Le premeva che il vecchio capisse la portata reale della sua disgrazia.
Eppure non voleva nominarla.
Non voleva dirgli «siamo poveri», è la povertà che mi riempie di vergogna e di paura, è la povertà la colpa di Tom, e non ho intenzione di continuare a perdonargliela.
Non era riuscita a essere sincera nemmeno dal fondo di quella nuova sensazione, non riusciva ad accomodarsi nella disfatta con la grazia distratta con cui, vent’anni prima, si era posizionata nel successo.
Quel successo che ora le pareva un antefatto senza importanza.
Avrebbe voluto raccontare al vecchio tutta l’inconsistenza di quei primi passi luminosi (19 anni, bella, una memoria prodigiosa), avrebbe voluto condividere l’illusione, la delusione.
E infine quella certezza scomoda e indiscutibile: siamo al mondo per essere infelici. Avrebbe voluto consegnare a Von Arnim, ma forse a chiunque, tutta la sua disperazione.
Invece era riuscita soltanto a esibire il quadro clinico di Tom, sfoggiando tutto quello che aveva imparato in undici anni di transfert e controtransfert, sul divano di M.
Non gli aveva confessato di essere stata tutto quel tempo in analisi, nel tentativo di imparare ad adattarsi alla vita. M. era stato, in effetti, il primo «vecchio» della sua vita. E lei aveva fatto di tutto per sedurlo. Come da manuale. Non ci era riuscita, perché erano altre le regole del gioco.
Ma forse presentarsi a casa del vecchio che le aveva pagato una cena, regalato del danaro, consegnato un invito mondano e raddrizzato l’ego a forza di complimenti era stato un succedaneo di quel romanzo d’amore mancato.
Se no che cos’altro?
Certo aveva parlato troppo e ora taceva, spossata, come una nuotatrice appoggiata al bordo della vasca, gli occhi socchiusi, i muscoli ancora pulsanti.
Von Arnim le sfiorò una spalla. Ascoltarla era stato facile, la cosa giusta da fare, e anche offrirle un bicchiere di vino. Era stato facile nascondere lo stupore (per quanto, alla sua età, si configurasse come un regalo inestimabile) nel vederla inquadrata nel vuoto della porta, con la stessa tuta sporca che indossava a mezzogiorno, uno sguardo smarrito e una crosta di sangue rappreso sotto il naso.

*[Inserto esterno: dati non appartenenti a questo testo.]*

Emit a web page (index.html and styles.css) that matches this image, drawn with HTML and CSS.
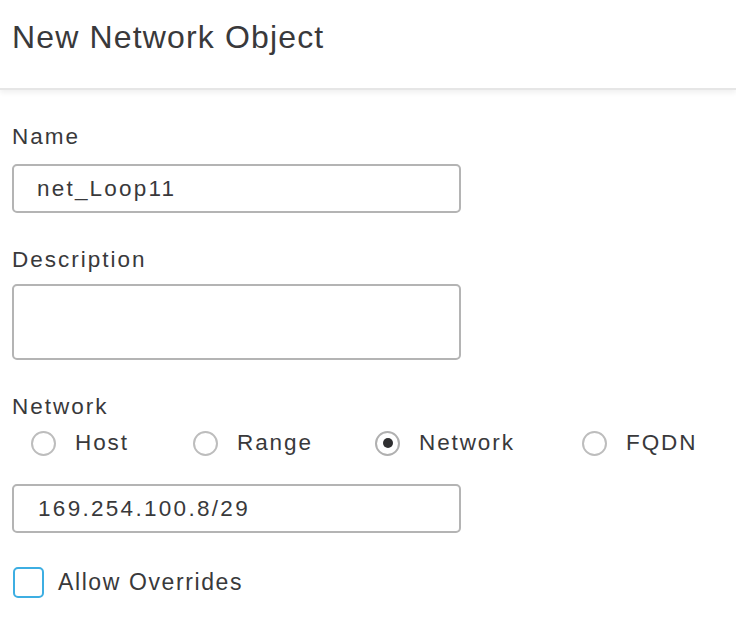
FILE: index.html
```html
<!DOCTYPE html>
<html>
<head>
<meta charset="utf-8">
<link rel="stylesheet" href="styles.css">
</head>
<body>
<div class="dialog">
  <div class="header">
    <h1 class="title">New Network Object</h1>
  </div>
  <div class="content">
    <div class="field">
      <div class="label">Name</div>
      <div class="input">net_Loop11</div>
    </div>
    <div class="field field-desc">
      <div class="label">Description</div>
      <div class="input textarea"></div>
    </div>
    <div class="field">
      <div class="label">Network</div>
      <div class="radios">
        <div class="radio r-host"><span class="circle"></span><span class="rtext">Host</span></div>
        <div class="radio r-range"><span class="circle"></span><span class="rtext">Range</span></div>
        <div class="radio r-network"><span class="circle checked"></span><span class="rtext">Network</span></div>
        <div class="radio r-fqdn"><span class="circle"></span><span class="rtext">FQDN</span></div>
      </div>
      <div class="input ip">169.254.100.8/29</div>
    </div>
    <div class="check">
      <span class="box"></span><span class="ctext">Allow Overrides</span>
    </div>
  </div>
</div>
</body>
</html>
```
FILE: styles.css
```css
html, body {
  margin: 0;
  padding: 0;
  background: #ffffff;
}
body {
  font-family: "Liberation Sans", Arial, sans-serif;
  color: #39393b;
  width: 736px;
  height: 626px;
  overflow: hidden;
}
.header {
  height: 88px;
  display: flex;
  align-items: center;
  padding-left: 12px;
  border-bottom: 2px solid #e6e6e6;
  box-shadow: 0 3px 5px rgba(0,0,0,0.06);
  position: relative;
}
.title {
  margin: 0;
  font-weight: normal;
  font-size: 32px;
  letter-spacing: 1.15px;
  color: #39393b;
  padding-bottom: 14px;
}
.content {
  padding: 0 12px;
}
.field {
  display: flex;
  flex-direction: column;
}
.label {
  font-size: 22.5px;
  letter-spacing: 2px;
  color: #39393b;
  line-height: 26px;
  margin-top: 34px;
  margin-bottom: 14px;
}
.field-desc .label {
  margin-bottom: 11px;
}
.input {
  width: 449px;
  height: 49px;
  box-sizing: border-box;
  border: 2px solid #b4b4b4;
  border-radius: 5px;
  font-size: 22.5px;
  letter-spacing: 2.2px;
  padding-left: 23px;
  display: flex;
  align-items: center;
  color: #39393b;
}
.input.ip {
  letter-spacing: 2.3px;
  padding-left: 24px;
}
.textarea {
  height: 76px;
}
.radios {
  display: flex;
  align-items: center;
  height: 30px;
  margin-top: -6px;
  margin-bottom: 26px;
  padding-left: 19px;
}
.radio {
  display: flex;
  align-items: center;
}
.circle {
  width: 25px;
  height: 25px;
  box-sizing: border-box;
  border: 2px solid #bdbdbd;
  border-radius: 50%;
  position: relative;
  flex: none;
}
.circle.checked {
  border-color: #b0b0b0;
}
.circle.checked::after {
  content: "";
  position: absolute;
  left: 5.5px;
  top: 5.5px;
  width: 10px;
  height: 10px;
  border-radius: 50%;
  background: #2f2f31;
}
.rtext {
  font-size: 22.5px;
  margin-left: 19px;
  letter-spacing: 1.9px;
}
.r-host { width: 162px; }
.r-range { width: 182px; }
.r-network { width: 207px; }
.check {
  display: flex;
  align-items: center;
  margin-top: 34px;
}
.box {
  width: 31px;
  height: 31px;
  box-sizing: border-box;
  border: 2px solid #3daee2;
  border-radius: 5px;
  margin-left: 1px;
  flex: none;
}
.ctext {
  font-size: 23px;
  margin-left: 14px;
  letter-spacing: 1.6px;
}
```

Dunque aveva litigato con il marito. La cosa non gli dispiaceva, naturalmente. Era uscita senza prendere niente, borsa chiavi portafoglio.
Non aveva intenzione di rimettere piede in quella casa finché c’era lui.
O almeno così aveva dichiarato, con quella passione per le decisioni che rendeva la giovinezza nello stesso tempo stagnante e movimentata.
«Posso offrirti ospitalità, se vuoi. La casa è grande», disse e poiché non aveva detto nient’altro la sua voce gli sembrò fredda.
Per correggere quella sensazione Von Arnim sorrise e aggiunse: «Dormivamo in due camere separate, io e mia moglie, ciascuna con il suo bagno e un salottino, per così dire, privato. I matrimoni longevi hanno bisogno di spazio e di tempo, di non vedersi appena svegli, di non guardarsi prima di andare a dormire».
Betta si lasciò accompagnare lungo un corridoio largo, fino ad una doppia porta imbottita. Von Arnim la aprì, accese una luce, le cedette il passo.